Written instruction: State the number of lines, and only that number, in which the word "index" appears.

Dataset section:
━━━

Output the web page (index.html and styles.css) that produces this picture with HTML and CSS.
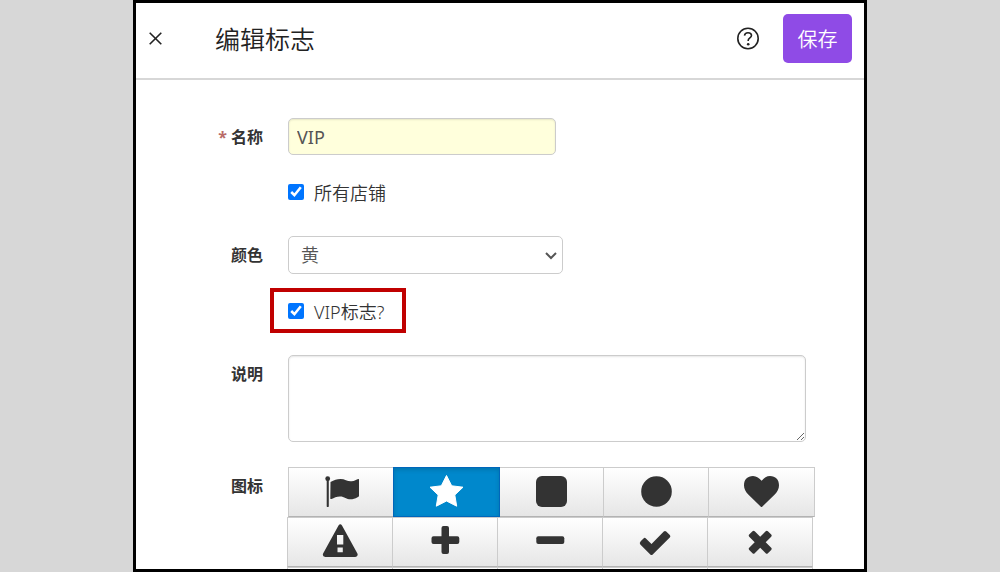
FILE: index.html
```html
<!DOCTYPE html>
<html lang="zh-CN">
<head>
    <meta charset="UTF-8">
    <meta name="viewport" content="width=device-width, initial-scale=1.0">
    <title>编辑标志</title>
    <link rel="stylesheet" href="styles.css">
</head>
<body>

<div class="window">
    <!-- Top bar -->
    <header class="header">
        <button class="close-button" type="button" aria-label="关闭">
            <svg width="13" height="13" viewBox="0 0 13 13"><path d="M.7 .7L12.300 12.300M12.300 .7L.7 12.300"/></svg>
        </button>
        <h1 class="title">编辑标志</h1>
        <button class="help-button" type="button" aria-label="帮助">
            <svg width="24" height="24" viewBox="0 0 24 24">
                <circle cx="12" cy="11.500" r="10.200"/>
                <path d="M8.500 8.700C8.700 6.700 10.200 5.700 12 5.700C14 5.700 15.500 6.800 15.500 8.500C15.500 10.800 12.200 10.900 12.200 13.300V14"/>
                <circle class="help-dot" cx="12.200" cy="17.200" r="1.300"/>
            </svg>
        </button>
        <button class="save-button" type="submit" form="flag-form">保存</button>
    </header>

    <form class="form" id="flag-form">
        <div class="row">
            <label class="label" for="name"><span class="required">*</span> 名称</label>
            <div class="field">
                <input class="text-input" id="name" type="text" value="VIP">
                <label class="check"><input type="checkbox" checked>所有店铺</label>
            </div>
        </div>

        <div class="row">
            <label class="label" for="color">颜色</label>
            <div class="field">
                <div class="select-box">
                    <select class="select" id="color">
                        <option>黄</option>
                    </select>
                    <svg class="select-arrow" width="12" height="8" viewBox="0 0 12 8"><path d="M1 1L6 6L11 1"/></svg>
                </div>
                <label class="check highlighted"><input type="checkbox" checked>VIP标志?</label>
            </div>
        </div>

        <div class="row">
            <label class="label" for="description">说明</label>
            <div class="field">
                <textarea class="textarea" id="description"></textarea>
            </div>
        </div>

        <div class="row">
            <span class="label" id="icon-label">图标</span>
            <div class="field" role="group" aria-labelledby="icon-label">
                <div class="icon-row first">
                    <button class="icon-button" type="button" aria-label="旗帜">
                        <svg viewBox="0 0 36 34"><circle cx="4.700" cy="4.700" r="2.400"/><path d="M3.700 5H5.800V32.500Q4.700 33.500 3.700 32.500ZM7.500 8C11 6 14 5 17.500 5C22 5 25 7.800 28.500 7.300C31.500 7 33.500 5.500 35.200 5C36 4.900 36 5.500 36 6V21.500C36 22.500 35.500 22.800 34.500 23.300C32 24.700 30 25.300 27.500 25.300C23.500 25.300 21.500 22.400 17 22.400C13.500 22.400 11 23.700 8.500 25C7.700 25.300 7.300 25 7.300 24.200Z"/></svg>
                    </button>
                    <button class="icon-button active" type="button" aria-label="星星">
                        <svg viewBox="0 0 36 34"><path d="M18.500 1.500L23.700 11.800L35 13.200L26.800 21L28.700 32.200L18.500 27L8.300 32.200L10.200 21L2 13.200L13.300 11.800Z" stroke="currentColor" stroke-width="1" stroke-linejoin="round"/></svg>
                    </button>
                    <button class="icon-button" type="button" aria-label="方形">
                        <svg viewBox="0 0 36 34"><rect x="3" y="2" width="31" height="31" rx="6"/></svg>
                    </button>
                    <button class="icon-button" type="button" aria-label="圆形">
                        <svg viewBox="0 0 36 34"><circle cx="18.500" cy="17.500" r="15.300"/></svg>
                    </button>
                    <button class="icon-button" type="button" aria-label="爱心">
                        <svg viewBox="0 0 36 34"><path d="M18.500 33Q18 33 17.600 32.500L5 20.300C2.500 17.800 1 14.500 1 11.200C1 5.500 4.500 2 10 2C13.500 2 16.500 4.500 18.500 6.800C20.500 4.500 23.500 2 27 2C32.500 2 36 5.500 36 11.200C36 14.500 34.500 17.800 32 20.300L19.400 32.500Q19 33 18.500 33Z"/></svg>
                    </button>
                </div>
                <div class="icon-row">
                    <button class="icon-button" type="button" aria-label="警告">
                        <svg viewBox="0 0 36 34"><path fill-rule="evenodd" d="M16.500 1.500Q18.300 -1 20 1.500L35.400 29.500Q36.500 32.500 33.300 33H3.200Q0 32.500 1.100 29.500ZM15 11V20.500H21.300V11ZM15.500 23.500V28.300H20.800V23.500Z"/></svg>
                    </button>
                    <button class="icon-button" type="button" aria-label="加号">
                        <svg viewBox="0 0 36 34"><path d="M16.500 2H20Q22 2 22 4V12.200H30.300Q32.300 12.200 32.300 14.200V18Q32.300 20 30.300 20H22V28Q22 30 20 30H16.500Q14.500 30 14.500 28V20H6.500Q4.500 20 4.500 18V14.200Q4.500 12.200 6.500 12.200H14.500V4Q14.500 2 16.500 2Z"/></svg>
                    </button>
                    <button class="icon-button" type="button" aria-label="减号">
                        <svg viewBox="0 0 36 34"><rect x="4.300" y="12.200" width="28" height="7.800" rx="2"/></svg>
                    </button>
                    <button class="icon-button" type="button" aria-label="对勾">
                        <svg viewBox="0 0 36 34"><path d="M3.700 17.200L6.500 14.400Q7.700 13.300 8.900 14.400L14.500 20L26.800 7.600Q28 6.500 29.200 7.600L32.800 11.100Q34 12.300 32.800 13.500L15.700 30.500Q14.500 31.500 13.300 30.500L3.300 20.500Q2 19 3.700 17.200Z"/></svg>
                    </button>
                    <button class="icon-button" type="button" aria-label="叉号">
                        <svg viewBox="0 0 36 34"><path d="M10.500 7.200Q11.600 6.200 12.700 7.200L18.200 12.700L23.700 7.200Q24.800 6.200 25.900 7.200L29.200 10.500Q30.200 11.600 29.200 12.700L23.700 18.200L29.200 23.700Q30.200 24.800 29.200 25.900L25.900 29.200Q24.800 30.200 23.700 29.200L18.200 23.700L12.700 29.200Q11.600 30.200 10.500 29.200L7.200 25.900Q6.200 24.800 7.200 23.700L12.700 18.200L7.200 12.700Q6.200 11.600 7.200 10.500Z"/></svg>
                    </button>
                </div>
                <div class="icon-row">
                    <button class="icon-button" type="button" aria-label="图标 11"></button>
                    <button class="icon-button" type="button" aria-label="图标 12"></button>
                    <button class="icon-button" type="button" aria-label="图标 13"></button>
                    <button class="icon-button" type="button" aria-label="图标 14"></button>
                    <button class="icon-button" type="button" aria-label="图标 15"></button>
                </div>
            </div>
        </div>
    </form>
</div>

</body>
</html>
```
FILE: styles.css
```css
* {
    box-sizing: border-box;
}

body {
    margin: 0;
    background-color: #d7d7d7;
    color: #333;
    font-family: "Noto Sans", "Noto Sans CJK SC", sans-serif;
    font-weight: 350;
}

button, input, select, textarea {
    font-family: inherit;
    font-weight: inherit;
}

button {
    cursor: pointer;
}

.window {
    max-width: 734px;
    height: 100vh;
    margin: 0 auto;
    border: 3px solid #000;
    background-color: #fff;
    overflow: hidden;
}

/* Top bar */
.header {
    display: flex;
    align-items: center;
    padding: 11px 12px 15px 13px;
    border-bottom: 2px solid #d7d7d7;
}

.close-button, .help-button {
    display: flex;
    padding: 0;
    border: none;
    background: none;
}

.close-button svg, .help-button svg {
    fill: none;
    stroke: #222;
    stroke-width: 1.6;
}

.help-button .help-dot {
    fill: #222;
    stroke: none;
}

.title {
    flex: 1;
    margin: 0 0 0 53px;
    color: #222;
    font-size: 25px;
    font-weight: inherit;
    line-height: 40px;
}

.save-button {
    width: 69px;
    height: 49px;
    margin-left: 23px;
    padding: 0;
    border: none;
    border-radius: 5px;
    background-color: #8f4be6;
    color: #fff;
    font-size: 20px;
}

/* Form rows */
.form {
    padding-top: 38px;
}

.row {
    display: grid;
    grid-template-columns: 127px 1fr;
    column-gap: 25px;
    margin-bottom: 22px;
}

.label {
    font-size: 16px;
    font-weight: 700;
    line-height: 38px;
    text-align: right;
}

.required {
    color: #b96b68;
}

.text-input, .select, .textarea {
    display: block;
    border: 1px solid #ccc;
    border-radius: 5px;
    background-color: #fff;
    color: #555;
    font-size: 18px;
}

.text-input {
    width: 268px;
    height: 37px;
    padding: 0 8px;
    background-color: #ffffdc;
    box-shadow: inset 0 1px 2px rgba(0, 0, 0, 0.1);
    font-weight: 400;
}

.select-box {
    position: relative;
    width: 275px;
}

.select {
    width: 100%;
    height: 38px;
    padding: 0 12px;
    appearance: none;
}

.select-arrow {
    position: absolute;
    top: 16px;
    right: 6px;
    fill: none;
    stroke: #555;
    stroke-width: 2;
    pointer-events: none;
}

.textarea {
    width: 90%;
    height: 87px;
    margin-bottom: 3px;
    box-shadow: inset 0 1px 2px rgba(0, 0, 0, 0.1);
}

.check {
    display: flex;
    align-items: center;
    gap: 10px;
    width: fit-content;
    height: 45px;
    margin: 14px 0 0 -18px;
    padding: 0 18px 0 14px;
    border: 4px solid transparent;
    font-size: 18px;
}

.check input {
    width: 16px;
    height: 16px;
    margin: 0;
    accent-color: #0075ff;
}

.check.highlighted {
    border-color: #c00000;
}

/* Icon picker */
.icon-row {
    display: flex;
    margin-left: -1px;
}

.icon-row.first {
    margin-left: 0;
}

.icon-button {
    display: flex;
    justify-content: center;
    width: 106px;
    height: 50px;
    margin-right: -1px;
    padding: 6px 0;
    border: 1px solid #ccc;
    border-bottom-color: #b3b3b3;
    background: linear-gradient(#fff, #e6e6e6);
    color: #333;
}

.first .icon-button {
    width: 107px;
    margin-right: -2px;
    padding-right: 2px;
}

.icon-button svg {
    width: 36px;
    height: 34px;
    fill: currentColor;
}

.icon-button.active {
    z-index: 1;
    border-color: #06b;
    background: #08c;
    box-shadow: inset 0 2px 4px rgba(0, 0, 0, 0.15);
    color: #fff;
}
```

━━━

Exercise output: 3